Microsoft Again Slams America's Shaky Broadband Maps

We've long noted how US telecom policy never really accomplishes much because the underlying data we use to make decisions is hot garbage. The FCC doesn't really spend much time fact checking industry availability and speed claims, resulting in coverage maps that hugely overstate broadband speed, availability, and overall competition. When efforts to improve US broadband mapping pop up, the telecom sector routinely lobbies to kill them, lest somebody actually get a good idea of the broken state of US telecom.
Outside of consumers and consumer groups, nobody much cares about this perpetual dance of dysfunction. One lone exception has been Microsoft, which has been increasingly highlighting the shaky quality of US broadband mapping data. Microsoft has been a major backer of White Space broadband, which utilizes the spectrum freed by the migration to digital television as a new emerging broadband option.
In a recent blog post the company argued that the FCC is potentially overstating US broadband (defined by the FCC as 25 Mbps downstream) availability on a fairly epic scale. In part because the agency isn't verifying ISP claims, but also because when an ISP serves just one home in a census block, the FCC takes that to mean the entire census block is connected to broadband. Microsoft's data shows that 162 million Americans don't technically use "broadband" (25 Mbps), often because they can't get it or it's not affordable.
That's why when the Pai FCC recently released yet another survey claiming that American broadband was wonderful (falsely claiming things like killing net neutrality was the reason why), Microsoft issued a statement attempting to correct the record:
"We share the FCC's commitment to closing the digital divide in rural America, but we have concerns that this report continues to rely on inaccurate coverage data. There is strong evidence, including the FCC's own subscription data and Microsoft data, that broadband is not available to millions of people in America even though the FCC's data says it is. We hope that, moving forward, the FCC adopts appropriate solutions as we've previously outlined to improve the accuracy of broadband mapping so the country can more quickly close the digital divide."

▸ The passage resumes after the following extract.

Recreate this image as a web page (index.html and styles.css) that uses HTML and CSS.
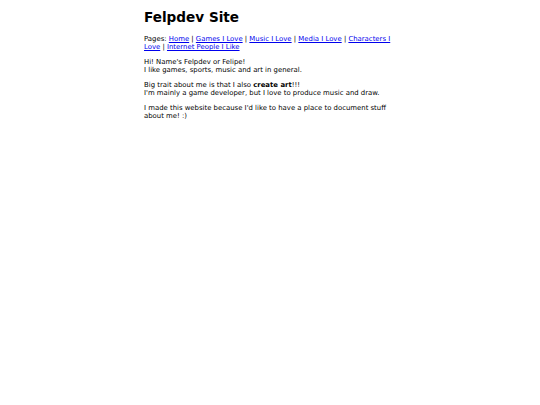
FILE: index.html
```html
<!DOCTYPE html>
<html>
<head>
<meta charset="utf-8">
<link rel="stylesheet" href="styles.css">
</head>
<body>
<div class="page">
<h1 class="title">Felpdev Site</h1>
<p class="nav">Pages: <a href="#">Home</a> | <a href="#">Games I Love</a> | <a href="#">Music I Love</a> | <a href="#">Media I Love</a> | <a href="#">Characters I Love</a> | <a href="#">Internet People I Like</a></p>
<p>Hi! Name's Felpdev or Felipe!<br>I like games, sports, music and art in general.</p>
<p>Big trait about me is that I also <b>create art</b>!!!<br>I'm mainly a game developer, but I love to produce music and draw.</p>
<p>I made this website because I'd like to have a place to document stuff about me! :)</p>
</div>
</body>
</html>
```
FILE: styles.css
```css
body {
  margin: 0;
  background: #fff;
  color: #000;
  font-family: "DejaVu Sans", Verdana, sans-serif;
  font-size: 6.9px;
  line-height: 8px;
}
.page {
  width: 252px;
  margin: 0 auto;
  padding-top: 9px;
}
.title {
  font-size: 13.6px;
  line-height: 16px;
  margin: 0 0 10px;
}
p {
  margin: 0 0 7px;
}
a {
  color: #0000ee;
}
```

With Ajit Pai's FCC widely now seen as a mindless rubber stamp for the interests of AT&T, Verizon, and Comcast, there's not much chance it's going to lead the charge on better mapping. Sensing the levees of frustration about to break on this subject, the telecom lobby (US Telecom) has been pushing for its own mapping proposal experts tell me has one real function: to try and keep real, accurate data out of the hands of American consumers:
"I think we should be extremely skeptical of taking ideas from an industry that has chosen to avoid competing with cable companies as the arbiter of accurate mapping that will measure the state of competition and access," Electronic Frontier Foundation lawyer Ernesto Falcon told Motherboard via email. "They have every interest in hiding the ball of how badly the United States is behind on fiber to the home deployment as they are generally seen as the companies that should be leading that effort."
"We are concerned about the true motivations of this industry-led effort, and fear that the end result will be only marginal improvements in accuracy but a major loss in transparency and public access to the underlying data," [Free Press' Derek] Turner said.
Accurate, transparently available data would highlight how US telcos have all but refused to upgrade their aging DSL networks as they fixate on wireless video, giving cable giants like Comcast and Spectrum a growing monopoly over next generation speeds (and no, 5G isn't magically going to fix it). But if you fix the mapping data and provide America an accurate picture on how it's getting screwed (especially on price), somebody might just get the crazy idea to actually fix it -- and we sure as hell wouldn't want that.